3. Foz do Iguaçu? Yeah I’ve bin there.
2. And look, this section in Bahia about the Malê Revolt.
3. Oh Bahia, yeah bin there too.
2. It says that this was the largest slave revolt in all of the Americas. Wow.

Malê Revolt

The Muslim uprising of 1835 in Bahia illustrates the condition and legacy of resistance among the community of Malês, as African Muslims were known in 19th-century Bahia. The majority of the participants were Nago, the local designation for ethnic Yoruba. Many of the “Malês” had been soldiers and captives in the wars between Oyo, Ilorin and other Yoruba city-states in the early part of the 19th century.
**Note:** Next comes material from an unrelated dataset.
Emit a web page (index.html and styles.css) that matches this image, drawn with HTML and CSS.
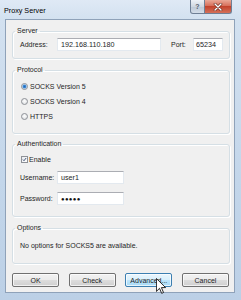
FILE: index.html
```html
<!DOCTYPE html>
<html>
<head>
<meta charset="utf-8">
<link rel="stylesheet" href="styles.css">
</head>
<body>
<div class="window">
  <div class="titlebar">
    <span class="title">Proxy Server</span>
    <div class="caption">
      <div class="cbtn help">?</div>
      <div class="cbtn close">
        <svg width="10" height="8" viewBox="0 0 10 8"><path d="M2 1 L8 7 M8 1 L2 7" stroke="#6a2a1e" stroke-width="2.6" stroke-linecap="round"/><path d="M2 1 L8 7 M8 1 L2 7" stroke="#fff" stroke-width="1.4" stroke-linecap="round"/></svg>
      </div>
    </div>
  </div>
  <div class="client">
    <fieldset class="group g-server">
      <legend>Server</legend>
      <div class="row">
        <span class="lbl">Address:</span>
        <div class="input addr">192.168.110.180</div>
        <span class="lbl port-lbl">Port:</span>
        <div class="input port">65234</div>
      </div>
    </fieldset>
    <fieldset class="group g-protocol">
      <legend>Protocol</legend>
      <div class="opt"><span class="radio on"></span>SOCKS Version 5</div>
      <div class="opt"><span class="radio"></span>SOCKS Version 4</div>
      <div class="opt"><span class="radio"></span>HTTPS</div>
    </fieldset>
    <fieldset class="group g-auth">
      <legend>Authentication</legend>
      <div class="chk-row"><span class="check"><svg width="7" height="7" viewBox="0 0 7 7"><path d="M1.3 3.6 L2.8 5.2 L5.8 1.4" fill="none" stroke="#2b3e63" stroke-width="1.2"/></svg></span>Enable</div>
      <div class="row user-row">
        <span class="lbl">Username:</span>
        <div class="input user">user1</div>
      </div>
      <div class="row pass-row">
        <span class="lbl">Password:</span>
        <div class="input user pass">●●●●●</div>
      </div>
    </fieldset>
    <fieldset class="group g-options">
      <legend>Options</legend>
      <div class="note">No options for SOCKS5 are available.</div>
    </fieldset>
    <div class="buttons">
      <div class="btn">OK</div>
      <div class="btn">Check</div>
      <div class="btn hot">Advanced...
        <svg class="cursor" width="10" height="16" viewBox="0 0 12 19"><path d="M0.5 0.5 L0.5 16 L4.2 12.3 L6.8 18.3 L9 17.3 L6.5 11.4 L11.5 11.4 Z" fill="#fff" stroke="#000" stroke-width="1"/></svg>
      </div>
      <div class="btn">Cancel</div>
    </div>
  </div>
</div>
</body>
</html>
```
FILE: styles.css
```css
* { box-sizing: border-box; }
html, body { margin: 0; padding: 0; }
body {
  width: 241px;
  height: 300px;
  overflow: hidden;
  font-family: "Liberation Sans", Arial, sans-serif;
  font-size: 7px;
  color: #1e1e1e;
}
.window {
  width: 241px;
  height: 300px;
  display: flex;
  flex-direction: column;
  background: linear-gradient(to bottom, #dfe9f5 0px, #d3e1f0 19px, #c3d6ea 60%, #bcd0e6 100%);
}
.titlebar {
  height: 19px;
  flex: none;
  display: flex;
  align-items: flex-start;
}
.title {
  padding: 6px 0 0 4px;
  font-size: 7.2px;
  line-height: 9px;
  color: #000;
}
.caption {
  margin-left: auto;
  margin-right: 9px;
  display: flex;
}
.cbtn {
  height: 14px;
  border: 1px solid #6f7f95;
  border-top: none;
  display: flex;
  align-items: center;
  justify-content: center;
}
.help {
  width: 15px;
  border-radius: 0 0 0 3px;
  background: linear-gradient(#eef2f7, #cfd8e2 50%, #bcc8d6 51%, #d4dde8);
  color: #55606e;
  font-weight: bold;
  font-size: 7px;
}
.close {
  width: 27px;
  border-left: none;
  border-radius: 0 0 3px 0;
  background: linear-gradient(#eaa897, #d76f5a 45%, #c3432c 50%, #d4705a 100%);
}
.client {
  flex: 1;
  margin: 0 6px 7px 5px;
  background: #f0f0f0;
  border: 1px solid #8fa2b9;
  display: flex;
  flex-direction: column;
}
.group {
  margin: 7px 4px 0 6px;
  padding: 3px 5px 7px 7px;
  border: 1px solid #d5dfe5;
  border-radius: 3px;
  min-width: 0;
  box-shadow: inset 1px 1px 0 #fff, 1px 1px 0 #fff;
}
.group legend {
  margin-left: -5px;
  padding: 0 2px;
  line-height: 8px;
  font-size: 7px;
}
.g-protocol { padding-top: 5px; padding-bottom: 9px; }
.g-auth { margin-top: 6px; padding-top: 5px; padding-bottom: 11px; }
.g-options { padding-top: 9px; padding-bottom: 12px; }
.row {
  display: flex;
  align-items: center;
}
.lbl { width: 37px; flex: none; }
.port-lbl { width: 22px; margin-left: 10px; }
.input {
  height: 13px;
  background: #fff;
  border: 1px solid #e3e9ef;
  border-top-color: #abadb3;
  display: flex;
  align-items: center;
  padding-left: 3px;
  font-size: 7.2px;
  flex: none;
}
.addr { width: 104px; }
.port { width: 30px; padding-left: 2px; }
.user { width: 67px; }
.pass { font-size: 6px; letter-spacing: 0.3px; color: #111; }
.user-row { margin-top: 6px; }
.pass-row { margin-top: 8px; }
.opt {
  height: 15px;
  display: flex;
  align-items: center;
}
.radio {
  width: 7px;
  height: 7px;
  border-radius: 50%;
  border: 1px solid #8e9197;
  background: radial-gradient(circle at 50% 40%, #ffffff, #d6d9dd);
  margin: 0 2px 0 1px;
  flex: none;
}
.radio.on {
  background: radial-gradient(circle, #1d66b8 0, #3f8ad6 1.4px, #b9d4ef 2.2px, #f2f4f6 3px);
}
.chk-row {
  height: 12px;
  display: flex;
  align-items: center;
}
.check {
  width: 7px;
  height: 7px;
  border: 1px solid #8e9197;
  background: linear-gradient(135deg, #e6eaef, #ffffff);
  margin: 0 1px 0 1px;
  display: flex;
  align-items: center;
  justify-content: center;
  flex: none;
}
.check svg { display: block; }
.note { line-height: 10px; }
.buttons {
  display: flex;
  justify-content: space-between;
  margin: 9px 5px 0 6px;
}
.btn {
  width: 47px;
  height: 14px;
  border: 1px solid #707070;
  border-radius: 2px;
  background: linear-gradient(#f2f2f2 0%, #ebebeb 50%, #dddddd 50%, #cfcfcf 100%);
  box-shadow: inset 0 0 0 1px rgba(255, 255, 255, 0.7);
  display: flex;
  align-items: center;
  justify-content: center;
  position: relative;
}
.btn.hot {
  border-color: #3c7fb1;
  background: linear-gradient(#eaf6fd 0%, #d9f0fc 50%, #bee6fd 50%, #a7d9f5 100%);
}
.cursor {
  position: absolute;
  left: 30px;
  top: 4px;
}
```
Other participants included Hausa and Nupe clerics, along with Jeje or Dahomean soldiers who had converted to Islam or fought in alliance with Muslims.[6]”

Beginning on the night of January 24, 1835, and continuing the following morning, a group of African born slaves occupied the streets of Salvador and for more than three hours they confronted soldiers and armed civilians.[7][8]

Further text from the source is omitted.